* **TO BE DONE**: Output every line of the material exactly, omitting images.

* **SOURCE DATA**:
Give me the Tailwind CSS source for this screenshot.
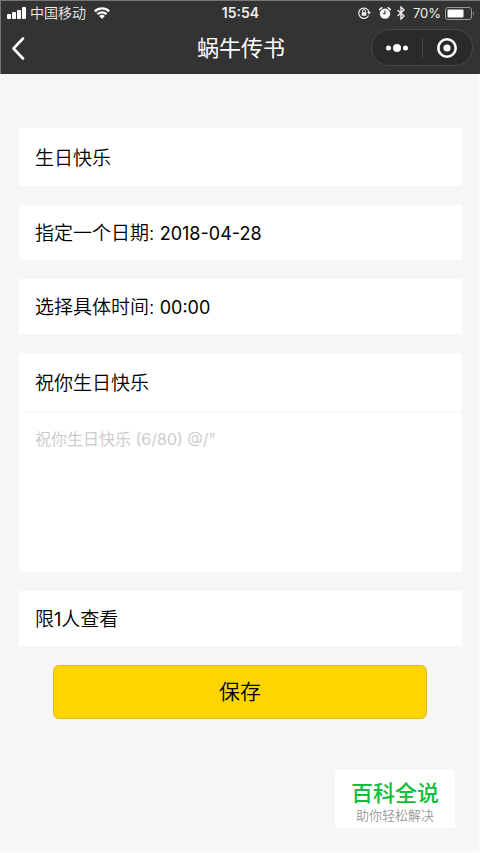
<!DOCTYPE html>
<html lang="zh-CN">
<head>
<meta charset="utf-8">
<meta name="viewport" content="width=device-width, initial-scale=1">
<title>蜗牛传书</title>
<script src="https://cdn.jsdelivr.net/npm/@tailwindcss/browser@4"></script>
</head>
<body class="min-h-screen flex flex-col bg-[#f6f6f6] text-black font-['Inter','Noto_Sans_CJK_SC',sans-serif]">
<header class="bg-[#333333] text-white border-t border-l border-[#777777]">
  <div class="grid grid-cols-3 items-center h-6 px-1.5 leading-5 text-[#eeeeee]">
    <div class="flex items-center">
      <svg class="w-[19px] h-3 shrink-0" viewBox="0 0 19 12" fill="#fff" aria-hidden="true">
        <rect x="0" y="7" width="4" height="5" rx="1"/><rect x="5" y="5" width="4" height="7" rx="1"/><rect x="10" y="3" width="4" height="9" rx="1"/><rect x="15" y="0" width="4" height="12" rx="1"/>
      </svg>
      <span class="ml-1 text-sm leading-5 font-[350] whitespace-nowrap">中国移动</span>
      <svg class="ml-2 w-4 h-3 shrink-0" viewBox="0 0 16 12" fill="none" stroke="#fff" stroke-width="2.2" aria-hidden="true">
        <path d="M.8 4.4a10.3 10.3 0 0 1 14.4 0M3.4 7.2a6.6 6.6 0 0 1 9.2 0"/><path d="M8 12 5.2 9.1a4 4 0 0 1 5.6 0Z" fill="#fff" stroke="none"/>
      </svg>
    </div>
    <time class="text-center font-semibold text-sm leading-5">15:54</time>
    <div class="flex items-center justify-end">
      <svg class="w-[13px] h-3 shrink-0" viewBox="0 0 13 12" fill="none" stroke="#eee" aria-hidden="true">
        <path d="M10.6 8.6A5.2 5.2 0 1 1 11 5" stroke-width="1.2"/><path d="M9 5h4l-2 2.6Z" fill="#eee" stroke="none"/><rect x="3.7" y="5.2" width="4.6" height="3.6" fill="#eee" stroke="none"/><path d="M4.6 5.4V4a1.4 1.4 0 0 1 2.8 0v1.4"/>
      </svg>
      <svg class="ml-2 w-3 h-3 shrink-0" viewBox="0 0 12 12" aria-hidden="true">
        <circle cx="6" cy="6.6" r="5.2" fill="#fff"/><path d="M.6 2.6 2.8.7M11.4 2.6 9.2.7" stroke="#fff" stroke-width="1.5" stroke-linecap="round"/><path d="M6 3.6v3.2H3.8" fill="none" stroke="#333" stroke-width="1.1"/>
      </svg>
      <svg class="ml-1.5 w-2 h-3.5 shrink-0" viewBox="0 0 8 14" fill="none" stroke="#eee" stroke-width="1.4" aria-hidden="true"><path d="m.6 4 6.4 6L4 13V1l3 3-6.4 6"/></svg>
      <span class="ml-2 text-[13px] leading-5">70%</span>
      <svg class="ml-1 w-[29px] h-[13px] shrink-0" viewBox="0 0 29 13" aria-hidden="true">
        <rect x=".5" y=".5" width="26" height="12" rx="2.5" fill="none" stroke="#999"/><rect x="2.5" y="2.5" width="16" height="8" rx="1" fill="#fff"/><path d="M28 4.5a2.5 2.5 0 0 1 0 4Z" fill="#999"/>
      </svg>
    </div>
  </div>
  <div class="grid grid-cols-3 items-center h-[49px] pl-2 pr-[7px] pb-1">
    <button type="button" aria-label="返回" class="justify-self-start">
      <svg class="w-4 h-6" viewBox="0 0 16 24" fill="none" stroke="#fff" stroke-width="2.6" stroke-linecap="round" stroke-linejoin="round" aria-hidden="true"><path d="M14 2.5 4.5 12.5 14 22.5"/></svg>
    </button>
    <h1 class="text-center text-[22px] leading-8 whitespace-nowrap">蜗牛传书</h1>
    <div class="justify-self-end flex items-center w-[102px] h-[37px] rounded-full border border-[#484848] bg-[#2a2a2a]">
      <button type="button" aria-label="更多" class="flex-1 flex justify-center">
        <svg class="w-6 h-2" viewBox="0 0 24 8" fill="#fff" aria-hidden="true"><circle cx="3.5" cy="4" r="2.5"/><circle cx="12" cy="4" r="4"/><circle cx="20.5" cy="4" r="2.5"/></svg>
      </button>
      <span class="w-px h-5 bg-[#464646]"></span>
      <button type="button" aria-label="关闭" class="flex-1 flex justify-center">
        <svg class="w-5 h-5" viewBox="0 0 20 20" aria-hidden="true"><circle cx="10" cy="10" r="8.7" fill="none" stroke="#fff" stroke-width="2.6"/><circle cx="10" cy="10" r="3.6" fill="#fff"/></svg>
      </button>
    </div>
  </div>
</header>
<main class="flex-1 flex flex-col border-r-2 border-b-2 border-[#fcfcfc]">
  <form class="flex flex-col gap-[19px] pt-[54px] pl-[19px] pr-4 text-[19px] font-[350]">
    <input type="text" aria-label="标题" value="生日快乐" class="w-full h-[58px] px-4 pb-0.5 bg-white">
    <button type="button" class="w-full h-[55px] px-4 pt-1 bg-white text-left">指定一个日期: <span class="text-lg font-normal">2018-04-28</span></button>
    <button type="button" class="w-full h-[55px] px-4 pt-1 bg-white text-left">选择具体时间: <span class="text-lg font-normal">00:00</span></button>
    <div class="flex flex-col bg-white">
      <input type="text" aria-label="祝福语" value="祝你生日快乐" class="w-full h-[59px] px-4 pb-0.5">
      <textarea aria-label="内容" placeholder="祝你生日快乐 (6/80) @/&quot;" class="block w-full h-40 px-4 pt-3.5 resize-none border-t border-[#f6f6f6] text-base leading-6 font-normal placeholder:text-[#cccccc]"></textarea>
    </div>
    <button type="button" class="w-full h-[55px] px-4 pt-1 bg-white text-left">限<span class="text-lg font-normal">1</span>人查看</button>
    <button type="submit" class="h-[54px] ml-[34px] mr-[35px] rounded-md border border-[#d5b823] bg-[#ffd500] text-[21px]">保存</button>
  </form>
  <aside class="self-end mt-auto mr-[23px] mb-[23px] flex flex-col items-center px-[13px] pt-[11px] pb-1 bg-white">
    <strong class="font-medium text-[22px] leading-[25px] text-[#0dbf3c]">百科全说</strong>
    <span class="px-2 text-[13px] leading-[18px] text-[#999999] font-[350]">助你轻松解决</span>
  </aside>
</main>
</body>
</html>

* **OUTPUT FOR THIS EXERCISE**:
Give me the Tailwind CSS source for this screenshot.
<!DOCTYPE html>
<html lang="zh-CN">
<head>
<meta charset="utf-8">
<meta name="viewport" content="width=device-width, initial-scale=1">
<title>蜗牛传书</title>
<script src="https://cdn.jsdelivr.net/npm/@tailwindcss/browser@4"></script>
</head>
<body class="min-h-screen flex flex-col bg-[#f6f6f6] text-black font-['Inter','Noto_Sans_CJK_SC',sans-serif]">
<header class="bg-[#333333] text-white border-t border-l border-[#777777]">
  <div class="grid grid-cols-3 items-center h-6 px-1.5 leading-5 text-[#eeeeee]">
    <div class="flex items-center">
      <svg class="w-[19px] h-3 shrink-0" viewBox="0 0 19 12" fill="#fff" aria-hidden="true">
        <rect x="0" y="7" width="4" height="5" rx="1"/><rect x="5" y="5" width="4" height="7" rx="1"/><rect x="10" y="3" width="4" height="9" rx="1"/><rect x="15" y="0" width="4" height="12" rx="1"/>
      </svg>
      <span class="ml-1 text-sm leading-5 font-[350] whitespace-nowrap">中国移动</span>
      <svg class="ml-2 w-4 h-3 shrink-0" viewBox="0 0 16 12" fill="none" stroke="#fff" stroke-width="2.2" aria-hidden="true">
        <path d="M.8 4.4a10.3 10.3 0 0 1 14.4 0M3.4 7.2a6.6 6.6 0 0 1 9.2 0"/><path d="M8 12 5.2 9.1a4 4 0 0 1 5.6 0Z" fill="#fff" stroke="none"/>
      </svg>
    </div>
    <time class="text-center font-semibold text-sm leading-5">15:54</time>
    <div class="flex items-center justify-end">
      <svg class="w-[13px] h-3 shrink-0" viewBox="0 0 13 12" fill="none" stroke="#eee" aria-hidden="true">
        <path d="M10.6 8.6A5.2 5.2 0 1 1 11 5" stroke-width="1.2"/><path d="M9 5h4l-2 2.6Z" fill="#eee" stroke="none"/><rect x="3.7" y="5.2" width="4.6" height="3.6" fill="#eee" stroke="none"/><path d="M4.6 5.4V4a1.4 1.4 0 0 1 2.8 0v1.4"/>
      </svg>
      <svg class="ml-2 w-3 h-3 shrink-0" viewBox="0 0 12 12" aria-hidden="true">
        <circle cx="6" cy="6.6" r="5.2" fill="#fff"/><path d="M.6 2.6 2.8.7M11.4 2.6 9.2.7" stroke="#fff" stroke-width="1.5" stroke-linecap="round"/><path d="M6 3.6v3.2H3.8" fill="none" stroke="#333" stroke-width="1.1"/>
      </svg>
      <svg class="ml-1.5 w-2 h-3.5 shrink-0" viewBox="0 0 8 14" fill="none" stroke="#eee" stroke-width="1.4" aria-hidden="true"><path d="m.6 4 6.4 6L4 13V1l3 3-6.4 6"/></svg>
      <span class="ml-2 text-[13px] leading-5">70%</span>
      <svg class="ml-1 w-[29px] h-[13px] shrink-0" viewBox="0 0 29 13" aria-hidden="true">
        <rect x=".5" y=".5" width="26" height="12" rx="2.5" fill="none" stroke="#999"/><rect x="2.5" y="2.5" width="16" height="8" rx="1" fill="#fff"/><path d="M28 4.5a2.5 2.5 0 0 1 0 4Z" fill="#999"/>
      </svg>
    </div>
  </div>
  <div class="grid grid-cols-3 items-center h-[49px] pl-2 pr-[7px] pb-1">
    <button type="button" aria-label="返回" class="justify-self-start">
      <svg class="w-4 h-6" viewBox="0 0 16 24" fill="none" stroke="#fff" stroke-width="2.6" stroke-linecap="round" stroke-linejoin="round" aria-hidden="true"><path d="M14 2.5 4.5 12.5 14 22.5"/></svg>
    </button>
    <h1 class="text-center text-[22px] leading-8 whitespace-nowrap">蜗牛传书</h1>
    <div class="justify-self-end flex items-center w-[102px] h-[37px] rounded-full border border-[#484848] bg-[#2a2a2a]">
      <button type="button" aria-label="更多" class="flex-1 flex justify-center">
        <svg class="w-6 h-2" viewBox="0 0 24 8" fill="#fff" aria-hidden="true"><circle cx="3.5" cy="4" r="2.5"/><circle cx="12" cy="4" r="4"/><circle cx="20.5" cy="4" r="2.5"/></svg>
      </button>
      <span class="w-px h-5 bg-[#464646]"></span>
      <button type="button" aria-label="关闭" class="flex-1 flex justify-center">
        <svg class="w-5 h-5" viewBox="0 0 20 20" aria-hidden="true"><circle cx="10" cy="10" r="8.7" fill="none" stroke="#fff" stroke-width="2.6"/><circle cx="10" cy="10" r="3.6" fill="#fff"/></svg>
      </button>
    </div>
  </div>
</header>
<main class="flex-1 flex flex-col border-r-2 border-b-2 border-[#fcfcfc]">
  <form class="flex flex-col gap-[19px] pt-[54px] pl-[19px] pr-4 text-[19px] font-[350]">
    <input type="text" aria-label="标题" value="生日快乐" class="w-full h-[58px] px-4 pb-0.5 bg-white">
    <button type="button" class="w-full h-[55px] px-4 pt-1 bg-white text-left">指定一个日期: <span class="text-lg font-normal">2018-04-28</span></button>
    <button type="button" class="w-full h-[55px] px-4 pt-1 bg-white text-left">选择具体时间: <span class="text-lg font-normal">00:00</span></button>
    <div class="flex flex-col bg-white">
      <input type="text" aria-label="祝福语" value="祝你生日快乐" class="w-full h-[59px] px-4 pb-0.5">
      <textarea aria-label="内容" placeholder="祝你生日快乐 (6/80) @/&quot;" class="block w-full h-40 px-4 pt-3.5 resize-none border-t border-[#f6f6f6] text-base leading-6 font-normal placeholder:text-[#cccccc]"></textarea>
    </div>
    <button type="button" class="w-full h-[55px] px-4 pt-1 bg-white text-left">限<span class="text-lg font-normal">1</span>人查看</button>
    <button type="submit" class="h-[54px] ml-[34px] mr-[35px] rounded-md border border-[#d5b823] bg-[#ffd500] text-[21px]">保存</button>
  </form>
  <aside class="self-end mt-auto mr-[23px] mb-[23px] flex flex-col items-center px-[13px] pt-[11px] pb-1 bg-white">
    <strong class="font-medium text-[22px] leading-[25px] text-[#0dbf3c]">百科全说</strong>
    <span class="px-2 text-[13px] leading-[18px] text-[#999999] font-[350]">助你轻松解决</span>
  </aside>
</main>
</body>
</html>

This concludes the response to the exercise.